Both Labour and coalition Governments have made welcome progress in vocational training in recent years, and I echo the eloquent appeal made by the noble Lord, Lord Cormack. The number of apprenticeship starts has risen to around half a million a year. There is now a cross-party consensus that employers must take a more active role, and then we can do even more.

However, in this debate about craft apprenticeships, we should note that the top sector for annual apprenticeship starts is now business administration and law. Next comes health, public services and the care sector, and then retail and commercial enterprise. I make it clear that I make no complaint about these rankings. New jobs in these sectors can be very worth while, and they certainly produce a much better gender balance than craft apprenticeships have ever achieved.

In this sectoral table, engineering and manufacturing together now rank fourth, with 66,000 new apprenticeships a year but, to bridge the existing skills gap across that industry, the Institution of Mechanical Engineers wants to see that number double. Perhaps the most alarming gap in the supply of craft skills is in the construction industry, which is responsible for 6% of our GDP and currently employs 2.65 million people, with the majority of those in south-east England coming from outside the UK to work.

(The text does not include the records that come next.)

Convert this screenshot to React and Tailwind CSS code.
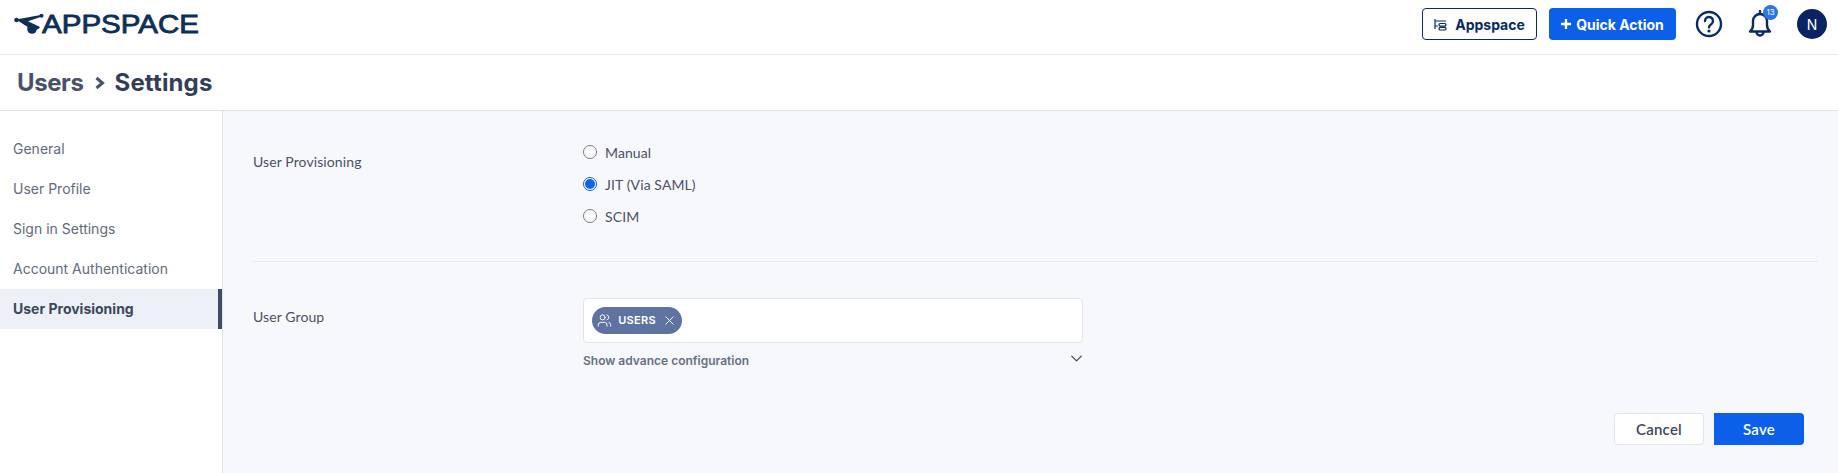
import React from "react";
import { Users, X, ChevronDown } from "lucide-react";

const sideItems = ["General", "User Profile", "Sign in Settings", "Account Authentication", "User Provisioning"];

const Logo = () => (
  <svg width="190" height="30" viewBox="0 0 190 30" className="block">
    {/* pointer mark */}
    <path d="M2 10.5 L28 5.8 L28 7.6 L14 12.2 L26 18 L25 19.5 L20 22 Z" fill="#0f2f56" />
    <circle cx="2.5" cy="11" r="2.3" fill="#0f2f56" />
    <circle cx="27.5" cy="6.7" r="2" fill="#0f2f56" />
    <circle cx="18" cy="20" r="4.8" fill="#0f2f56" />
    <text
      x="28"
      y="24"
      textLength="157"
      lengthAdjust="spacingAndGlyphs"
      fontFamily="'Liberation Sans', sans-serif"
      fontSize="25"
      fontWeight="400"
      stroke="#0f2f56"
      strokeWidth="0.8"
      fill="#0f2f56"
    >
      APPSPACE
    </text>
  </svg>
);

const Radio = ({ label, checked }) => (
  <label className="flex items-center h-8 gap-2">
    <span
      className={
        checked
          ? "w-[14px] h-[14px] rounded-full border border-[#0b5fe8] bg-white flex items-center justify-center"
          : "w-[14px] h-[14px] rounded-full border border-[#77797e] bg-white"
      }
    >
      {checked && <span className="w-[10px] h-[10px] rounded-full bg-[#0b66f0]" />}
    </span>
    <span className="text-[14px] tracking-[0.1px] text-[#4b5166]">{label}</span>
  </label>
);

export default function App() {
  return (
    <div className="h-screen flex flex-col bg-white font-['Lato',sans-serif] overflow-hidden">
      {/* Top header */}
      <header className="h-[55px] shrink-0 flex items-center justify-between border-b border-[#e8e9ec] pl-[14px] pr-[11px] pb-[6px]">
        <Logo />
        <div className="flex items-center">
          <button className="w-[115px] h-8 flex items-center justify-center gap-[8px] rounded border border-[#0a2a66] text-[#0a2a66] text-[14px] font-['Inter',sans-serif] font-bold">
            <svg width="13" height="13" viewBox="0 0 13 13" fill="none" stroke="#0a2a66" strokeWidth="1.2">
              <path d="M1 1v10M1 3h11M1 8h3" />
              <rect x="5" y="5.5" width="7" height="2.6" rx="1.3" />
              <rect x="5" y="9.4" width="7" height="2.6" rx="1.3" />
            </svg>
            Appspace
          </button>
          <button className="ml-3 w-[127px] h-8 flex items-center justify-center gap-[5px] rounded bg-[#0b5fe8] text-white text-[14px] font-['Inter',sans-serif] font-bold">
            <svg width="10" height="10" viewBox="0 0 10 10" stroke="white" strokeWidth="2.4">
              <path d="M5 0v10M0 5h10" />
            </svg>
            Quick Action
          </button>
          <svg width="28" height="28" viewBox="0 0 28 28" fill="none" className="ml-[19px]">
            <circle cx="14" cy="14" r="12" stroke="#0a2a66" strokeWidth="2.4" />
            <path d="M10 11a4 4 0 1 1 6.2 3.3c-1.4.9-2.2 1.6-2.2 3" stroke="#0a2a66" strokeWidth="2.4" strokeLinecap="round" />
            <circle cx="14" cy="21" r="1.6" fill="#0a2a66" />
          </svg>
          <div className="relative ml-[24px] w-[26px] h-[28px]">
            <svg width="26" height="28" viewBox="0 0 26 28" fill="none" stroke="#0a2a66" strokeWidth="2.4">
              <path d="M13 1v3" strokeLinecap="round" />
              <path d="M3 21.5c2-1.5 3-3.5 3-6.5v-4a7 7 0 0 1 14 0v4c0 3 1 5 3 6.5Z" strokeLinejoin="round" />
              <path d="M9.5 22a3.5 3.5 0 0 0 7 0" />
            </svg>
            <span className="absolute -top-[5px] -right-[5px] w-[15px] h-[15px] rounded-full bg-[#2a74e8] text-white text-[8px] leading-[15px] text-center font-['Inter',sans-serif]">
              13
            </span>
          </div>
          <div className="ml-[24px] w-[30px] h-[30px] rounded-full bg-[#0a2463] text-white text-[14px] flex items-center justify-center font-['Inter',sans-serif]">
            N
          </div>
        </div>
      </header>

      {/* Breadcrumb */}
      <div className="h-[56px] shrink-0 flex items-center border-b border-[#dfe3e9] pl-[17px] font-['Inter',sans-serif] text-[24px] font-bold">
        <span className="text-[#4a5269] tracking-[-0.4px]">Users</span>
        <svg width="10" height="14" viewBox="0 0 10 14" fill="none" stroke="#4a5269" strokeWidth="3" className="ml-[11px] mr-[10px]">
          <path d="M1.5 2l6 5-6 5" />
        </svg>
        <span className="text-[#353e58] tracking-[0.15px]">Settings</span>
      </div>

      <div className="flex flex-1 min-h-0">
        {/* Sidebar */}
        <aside className="w-[223px] shrink-0 border-r border-[#dfe3e9] pt-[18px] font-['Inter',sans-serif] text-[14px]">
          {sideItems.map((item) =>
            item === "User Provisioning" ? (
              <div key={item} className="h-10 flex items-center pl-[13px] pb-[2px] bg-[#edf1f7] border-r-4 border-[#414c68] font-bold text-[#3d465c]">
                {item}
              </div>
            ) : (
              <div key={item} className="h-10 flex items-center pl-[13px] pb-[2px] text-[#626a7c]">
                {item}
              </div>
            )
          )}
        </aside>

        {/* Main */}
        <main className="flex-1 bg-[#f7f8fb] pl-[30px] pr-[20px] pt-[21px]">
          <div className="flex h-[130px] border-b border-[#e9ebef]">
            <div className="w-[330px] text-[14px] tracking-[0.1px] text-[#4b5166] pt-[19px]">User Provisioning</div>
            <div className="flex flex-col pt-[4px]">
              <Radio label="Manual" />
              <Radio label="JIT (Via SAML)" checked />
              <Radio label="SCIM" />
            </div>
          </div>

          <div className="flex pt-[36px]">
            <div className="w-[330px] text-[14px] tracking-[0.1px] text-[#4b5166] pt-[8px]">User Group</div>
            <div className="w-[500px]">
              <div className="h-[45px] flex items-center pl-2 bg-white border border-[#e1e4ec] rounded">
                <span className="h-[27px] w-[90px] flex items-center justify-center gap-[6px] rounded-full bg-[#5f73a3] text-white text-[11px] tracking-[0.3px] font-['Inter',sans-serif] font-semibold">
                  <Users size={15} strokeWidth={1.5} />
                  USERS
                  <X size={15} strokeWidth={1.5} />
                </span>
              </div>
              <div className="mt-[9px] flex justify-between font-['Inter',sans-serif] text-[12px] font-semibold text-[#667085]">
                <span>Show advance configuration</span>
                <ChevronDown size={19} strokeWidth={1.75} className="text-[#414c68] -mt-[3px] -mr-[3px]" />
              </div>
            </div>
          </div>

          <div className="flex justify-end gap-[10px] mt-[43px] pr-[14px] text-[15px] tracking-[0.2px] font-semibold">
            <button className="w-[90px] h-8 bg-white border border-[#e1e4ec] rounded-sm text-[#3d465c]">Cancel</button>
            <button className="w-[90px] h-8 bg-[#0b5fe8] rounded-r text-white">Save</button>
          </div>
        </main>
      </div>
    </div>
  );
}
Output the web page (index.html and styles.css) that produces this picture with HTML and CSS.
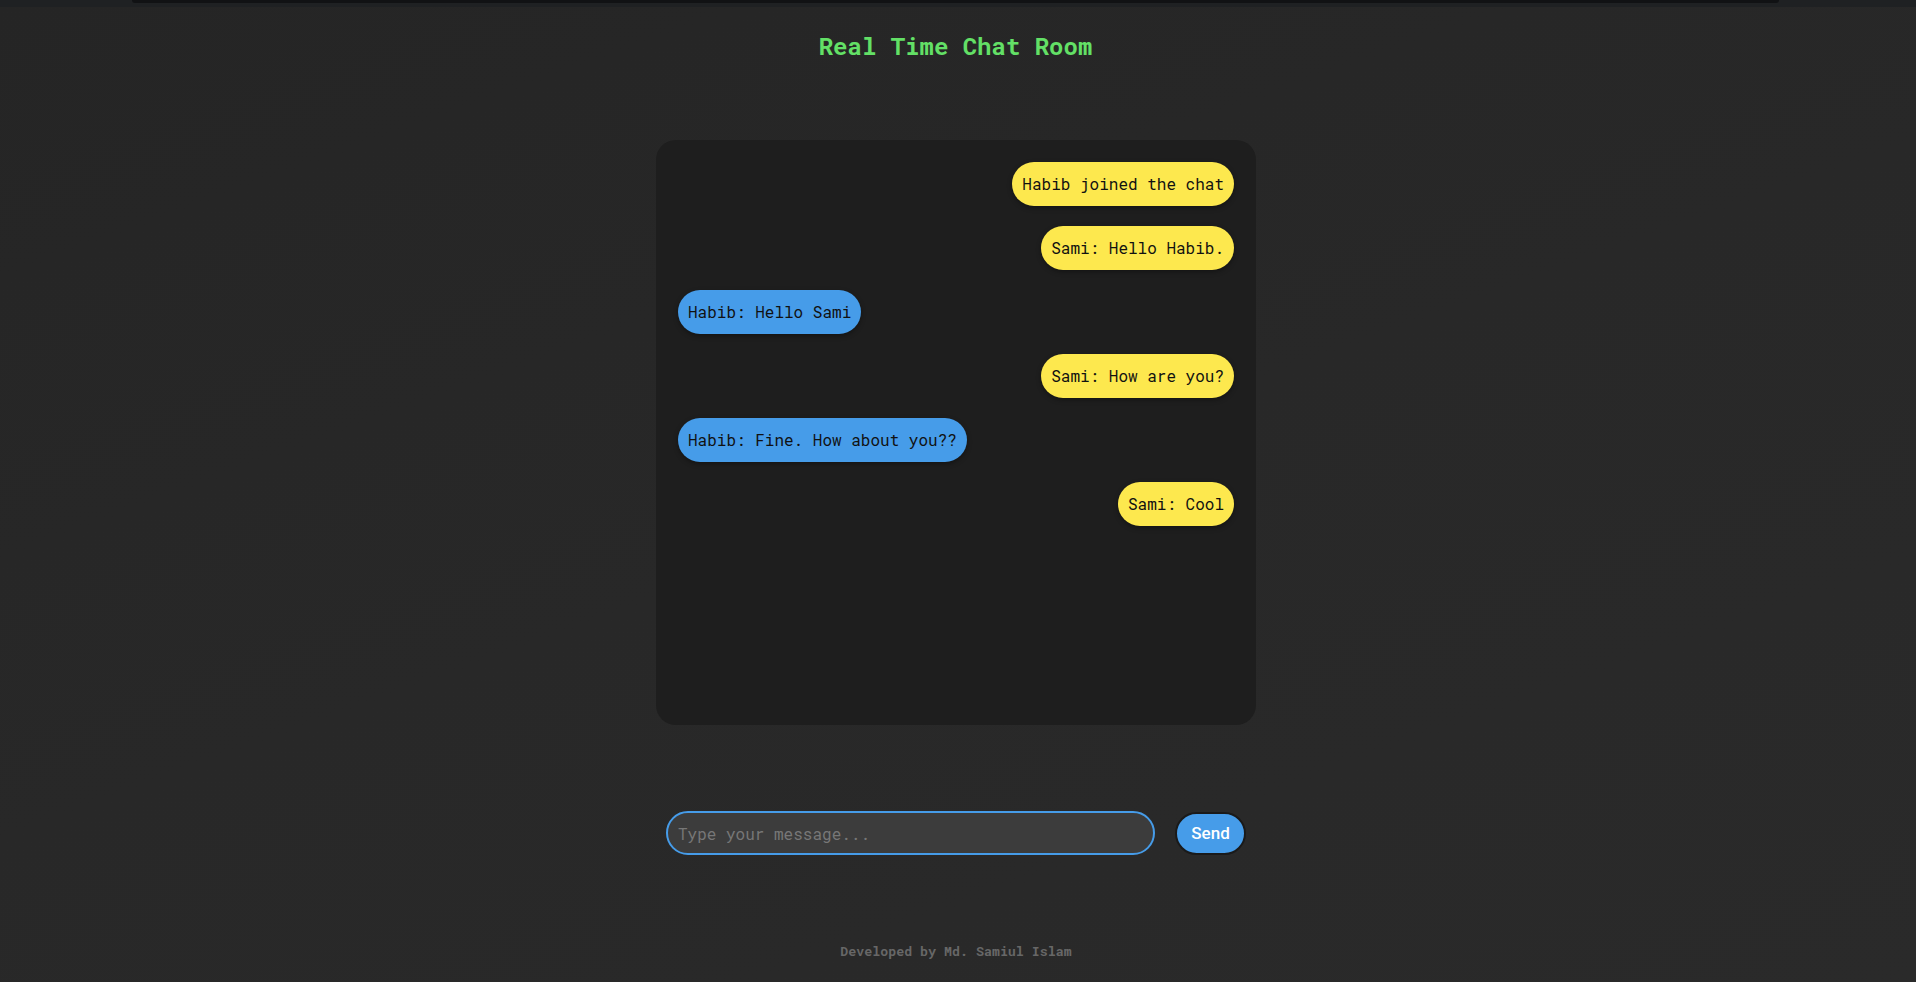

The Construction Industry Training Board estimates that over the next five years 180,000 new construction jobs will be created and that 400,000 building workers will reach retirement age. To fill this alarming gap, the CITB reckons that, in total, 120,000 additional apprenticeships will be required by 2019, about 25,000 new starts a year. That is in contrast to the number of completed apprenticeships in UK construction last year—just 7,000. Back in 2010, a key government policy was to reduce our reliance on skilled migrants. Nowhere is that more evident than in construction. In the recent debate on the Queen’s Speech, I asked whether this issue is getting the urgent attention from government that it so obviously needs. I got no reply, but I hope that the Minister replying this evening can help with an answer.

At a national level, I recommend to noble Lords that the Government look again at another Labour Party proposal, which is to link public procurement to the provision of apprenticeships on larger contracts. Sadly, about half of the UK’s largest companies do not offer apprenticeships. The leverage of public procurement could surely change that. Large companies in regulated sectors could also be required to commit to apprenticeship training as appropriate as part of their contractual obligations.

To conclude, I have no doubt that any ambitious but practical policy which offers more young people a greater chance of a craft apprenticeship will have enthusiastic public support. I now look forward, in particular, to the contribution of the noble Lord, Lord Ramsbotham, who will surely create a new Lords record when he speaks in his fifth successive debate in a single afternoon.